Directions:
Please output every line of the material as it stands, without the pictures.
====== Provided material ======
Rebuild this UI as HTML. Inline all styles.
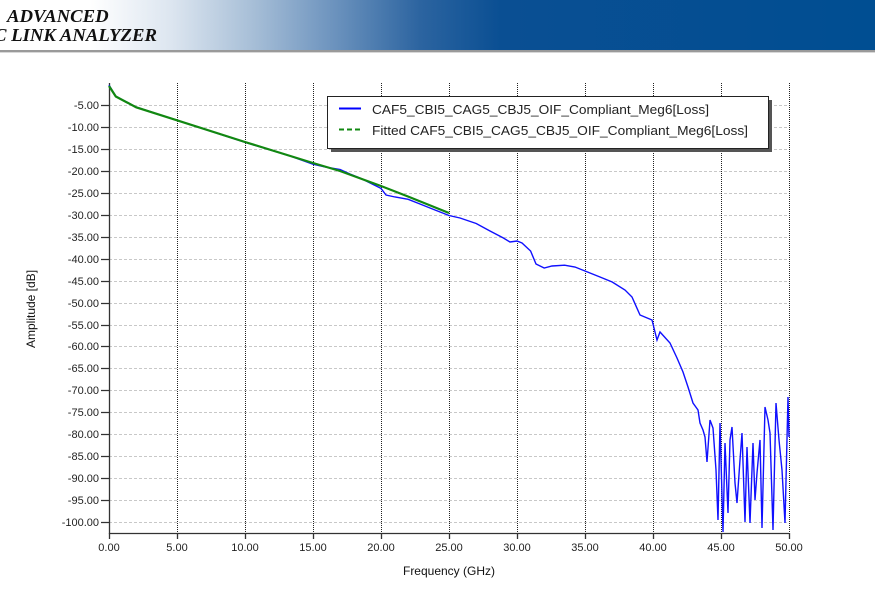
<!DOCTYPE html>
<html><head><meta charset="utf-8"><style>
body{margin:0;width:875px;height:593px;overflow:hidden;background:#fff;font-family:"Liberation Sans",sans-serif}
.hdr{position:absolute;left:0;top:0;width:875px;height:50px;background:linear-gradient(90deg,#fff 0px,#fff 90px,#dde6f0 170px,#a9c0d8 250px,#6f95bf 330px,#2c64a0 420px,#0a4f93 500px,#004e92 875px)}
.t{position:absolute;font-family:"Liberation Serif",serif;font-style:italic;font-weight:bold;color:#111;font-size:18px;transform:scaleX(1.04);transform-origin:left;white-space:nowrap}
</style></head><body>
<div class="hdr"></div>
<div class="t" style="left:7px;top:6px">ADVANCED</div>
<div class="t" style="left:-6px;top:25px">C LINK ANALYZER</div>
<div style="position:absolute;left:0;top:50px;width:875px;height:2px;background:#9a9a9a"></div>
<div style="position:absolute;left:0;top:52px;width:875px;height:1px;background:#d8d8d8"></div>
<svg width="875" height="593" style="position:absolute;left:0;top:0" font-family="Liberation Sans, sans-serif">
<g stroke="#c8c8c8" stroke-dasharray="3,2" stroke-width="1">
<path d="M109 105.5H789M109 127.5H789M109 149.5H789M109 171.5H789M109 193.5H789M109 215.5H789M109 237.5H789M109 259.5H789M109 281.5H789M109 303.5H789M109 325.5H789M109 346.5H789M109 368.5H789M109 390.5H789M109 412.5H789M109 434.5H789M109 456.5H789M109 478.5H789M109 500.5H789M109 522.5H789"/>
</g>
<g stroke="#222" stroke-dasharray="1,1" stroke-width="1">
<path d="M177.5 83V533M245.5 83V533M313.5 83V533M381.5 83V533M449.5 83V533M517.5 83V533M585.5 83V533M653.5 83V533M721.5 83V533M789.5 83V533"/>
</g>
<g stroke="#333" stroke-width="1.3" fill="none">
<path d="M109.5 83V533.5H789"/>
<path d="M101 105.5h8M101 127.5h8M101 149.5h8M101 171.5h8M101 193.5h8M101 215.5h8M101 237.5h8M101 259.5h8M101 281.5h8M101 303.5h8M101 325.5h8M101 346.5h8M101 368.5h8M101 390.5h8M101 412.5h8M101 434.5h8M101 456.5h8M101 478.5h8M101 500.5h8M101 522.5h8"/>
<path d="M109.5 533v6M177.5 533v6M245.5 533v6M313.5 533v6M381.5 533v6M449.5 533v6M517.5 533v6M585.5 533v6M653.5 533v6M721.5 533v6M789.5 533v6"/>
</g>
<g font-size="11" fill="#222" text-anchor="end">
<text x="99" y="109">-5.00</text><text x="99" y="131">-10.00</text><text x="99" y="153">-15.00</text><text x="99" y="175">-20.00</text><text x="99" y="197">-25.00</text><text x="99" y="219">-30.00</text><text x="99" y="241">-35.00</text><text x="99" y="263">-40.00</text><text x="99" y="285">-45.00</text><text x="99" y="307">-50.00</text><text x="99" y="329">-55.00</text><text x="99" y="350">-60.00</text><text x="99" y="372">-65.00</text><text x="99" y="394">-70.00</text><text x="99" y="416">-75.00</text><text x="99" y="438">-80.00</text><text x="99" y="460">-85.00</text><text x="99" y="482">-90.00</text><text x="99" y="504">-95.00</text><text x="99" y="526">-100.00</text>
</g>
<g font-size="11" fill="#222" text-anchor="middle">
<text x="109" y="551">0.00</text><text x="177" y="551">5.00</text><text x="245" y="551">10.00</text><text x="313" y="551">15.00</text><text x="381" y="551">20.00</text><text x="449" y="551">25.00</text><text x="517" y="551">30.00</text><text x="585" y="551">35.00</text><text x="653" y="551">40.00</text><text x="721" y="551">45.00</text><text x="789" y="551">50.00</text>
</g>
<text x="449" y="575" font-size="12" fill="#111" text-anchor="middle">Frequency (GHz)</text>
<text transform="translate(35,309) rotate(-90)" font-size="12" fill="#111" text-anchor="middle">Amplitude [dB]</text>
<path fill="none" stroke="#1010ff" stroke-width="1.4" d="M109 85L115.8 96.2L136.2 107.1L177 120.3L245 142.3L290 156L313 164.2L325 167L340.2 169.5L350 174L360 178L381 188.4L386 195L395 197L408.2 199.3L420 204L435 210L449 215.5L460 218L476.2 223.5L490 231L503.4 238L510 242L517 241L522 243L530.6 251L536 264L544.2 268L552 266L564.6 265.2L575 267L585 271L600 277L612.2 282L625 290L632 297L640 315L652 320L657 340L660 332L670 343L677 358L683 372L688 387L693 403L698 410L700 423L703 430L705 437L707 462L710 420L713 428L716 470L718 520L720 423L723 532L725 443L727 490L728 513L730 440L732 427L735 483L737 503L740 460L742 433L745 522L747 447L750 523L753 443L755 500L757 473L760 440L762 528L765 407L768 420L770 433L773 530L776 403L779 440L782 470L785 523L788 397L789 437"/>
<path fill="none" stroke="#118811" stroke-width="2.2" d="M109 86L115.8 96.5L136.2 107.3L177 120.3L245 142L313 163L340 171L381 186L408 196.5L449 213"/>
<rect x="331" y="100" width="441" height="52" fill="#555"/>
<rect x="327.5" y="96.5" width="441" height="52" fill="#fff" stroke="#222"/>
<path d="M339 108.5h22" stroke="#0000ff" stroke-width="2"/>
<path d="M339 129.5h22" stroke="#118811" stroke-width="2" stroke-dasharray="5,3"/>
<text x="372" y="114" font-size="13" fill="#222" textLength="337" lengthAdjust="spacingAndGlyphs">CAF5_CBI5_CAG5_CBJ5_OIF_Compliant_Meg6[Loss]</text>
<text x="372" y="135" font-size="13" fill="#222" textLength="376" lengthAdjust="spacingAndGlyphs">Fitted CAF5_CBI5_CAG5_CBJ5_OIF_Compliant_Meg6[Loss]</text>
</svg>
</body></html>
======
Solution:
Rebuild this UI as HTML. Inline all styles.
<!DOCTYPE html>
<html><head><meta charset="utf-8"><style>
body{margin:0;width:875px;height:593px;overflow:hidden;background:#fff;font-family:"Liberation Sans",sans-serif}
.hdr{position:absolute;left:0;top:0;width:875px;height:50px;background:linear-gradient(90deg,#fff 0px,#fff 90px,#dde6f0 170px,#a9c0d8 250px,#6f95bf 330px,#2c64a0 420px,#0a4f93 500px,#004e92 875px)}
.t{position:absolute;font-family:"Liberation Serif",serif;font-style:italic;font-weight:bold;color:#111;font-size:18px;transform:scaleX(1.04);transform-origin:left;white-space:nowrap}
</style></head><body>
<div class="hdr"></div>
<div class="t" style="left:7px;top:6px">ADVANCED</div>
<div class="t" style="left:-6px;top:25px">C LINK ANALYZER</div>
<div style="position:absolute;left:0;top:50px;width:875px;height:2px;background:#9a9a9a"></div>
<div style="position:absolute;left:0;top:52px;width:875px;height:1px;background:#d8d8d8"></div>
<svg width="875" height="593" style="position:absolute;left:0;top:0" font-family="Liberation Sans, sans-serif">
<g stroke="#c8c8c8" stroke-dasharray="3,2" stroke-width="1">
<path d="M109 105.5H789M109 127.5H789M109 149.5H789M109 171.5H789M109 193.5H789M109 215.5H789M109 237.5H789M109 259.5H789M109 281.5H789M109 303.5H789M109 325.5H789M109 346.5H789M109 368.5H789M109 390.5H789M109 412.5H789M109 434.5H789M109 456.5H789M109 478.5H789M109 500.5H789M109 522.5H789"/>
</g>
<g stroke="#222" stroke-dasharray="1,1" stroke-width="1">
<path d="M177.5 83V533M245.5 83V533M313.5 83V533M381.5 83V533M449.5 83V533M517.5 83V533M585.5 83V533M653.5 83V533M721.5 83V533M789.5 83V533"/>
</g>
<g stroke="#333" stroke-width="1.3" fill="none">
<path d="M109.5 83V533.5H789"/>
<path d="M101 105.5h8M101 127.5h8M101 149.5h8M101 171.5h8M101 193.5h8M101 215.5h8M101 237.5h8M101 259.5h8M101 281.5h8M101 303.5h8M101 325.5h8M101 346.5h8M101 368.5h8M101 390.5h8M101 412.5h8M101 434.5h8M101 456.5h8M101 478.5h8M101 500.5h8M101 522.5h8"/>
<path d="M109.5 533v6M177.5 533v6M245.5 533v6M313.5 533v6M381.5 533v6M449.5 533v6M517.5 533v6M585.5 533v6M653.5 533v6M721.5 533v6M789.5 533v6"/>
</g>
<g font-size="11" fill="#222" text-anchor="end">
<text x="99" y="109">-5.00</text><text x="99" y="131">-10.00</text><text x="99" y="153">-15.00</text><text x="99" y="175">-20.00</text><text x="99" y="197">-25.00</text><text x="99" y="219">-30.00</text><text x="99" y="241">-35.00</text><text x="99" y="263">-40.00</text><text x="99" y="285">-45.00</text><text x="99" y="307">-50.00</text><text x="99" y="329">-55.00</text><text x="99" y="350">-60.00</text><text x="99" y="372">-65.00</text><text x="99" y="394">-70.00</text><text x="99" y="416">-75.00</text><text x="99" y="438">-80.00</text><text x="99" y="460">-85.00</text><text x="99" y="482">-90.00</text><text x="99" y="504">-95.00</text><text x="99" y="526">-100.00</text>
</g>
<g font-size="11" fill="#222" text-anchor="middle">
<text x="109" y="551">0.00</text><text x="177" y="551">5.00</text><text x="245" y="551">10.00</text><text x="313" y="551">15.00</text><text x="381" y="551">20.00</text><text x="449" y="551">25.00</text><text x="517" y="551">30.00</text><text x="585" y="551">35.00</text><text x="653" y="551">40.00</text><text x="721" y="551">45.00</text><text x="789" y="551">50.00</text>
</g>
<text x="449" y="575" font-size="12" fill="#111" text-anchor="middle">Frequency (GHz)</text>
<text transform="translate(35,309) rotate(-90)" font-size="12" fill="#111" text-anchor="middle">Amplitude [dB]</text>
<path fill="none" stroke="#1010ff" stroke-width="1.4" d="M109 85L115.8 96.2L136.2 107.1L177 120.3L245 142.3L290 156L313 164.2L325 167L340.2 169.5L350 174L360 178L381 188.4L386 195L395 197L408.2 199.3L420 204L435 210L449 215.5L460 218L476.2 223.5L490 231L503.4 238L510 242L517 241L522 243L530.6 251L536 264L544.2 268L552 266L564.6 265.2L575 267L585 271L600 277L612.2 282L625 290L632 297L640 315L652 320L657 340L660 332L670 343L677 358L683 372L688 387L693 403L698 410L700 423L703 430L705 437L707 462L710 420L713 428L716 470L718 520L720 423L723 532L725 443L727 490L728 513L730 440L732 427L735 483L737 503L740 460L742 433L745 522L747 447L750 523L753 443L755 500L757 473L760 440L762 528L765 407L768 420L770 433L773 530L776 403L779 440L782 470L785 523L788 397L789 437"/>
<path fill="none" stroke="#118811" stroke-width="2.2" d="M109 86L115.8 96.5L136.2 107.3L177 120.3L245 142L313 163L340 171L381 186L408 196.5L449 213"/>
<rect x="331" y="100" width="441" height="52" fill="#555"/>
<rect x="327.5" y="96.5" width="441" height="52" fill="#fff" stroke="#222"/>
<path d="M339 108.5h22" stroke="#0000ff" stroke-width="2"/>
<path d="M339 129.5h22" stroke="#118811" stroke-width="2" stroke-dasharray="5,3"/>
<text x="372" y="114" font-size="13" fill="#222" textLength="337" lengthAdjust="spacingAndGlyphs">CAF5_CBI5_CAG5_CBJ5_OIF_Compliant_Meg6[Loss]</text>
<text x="372" y="135" font-size="13" fill="#222" textLength="376" lengthAdjust="spacingAndGlyphs">Fitted CAF5_CBI5_CAG5_CBJ5_OIF_Compliant_Meg6[Loss]</text>
</svg>
</body></html>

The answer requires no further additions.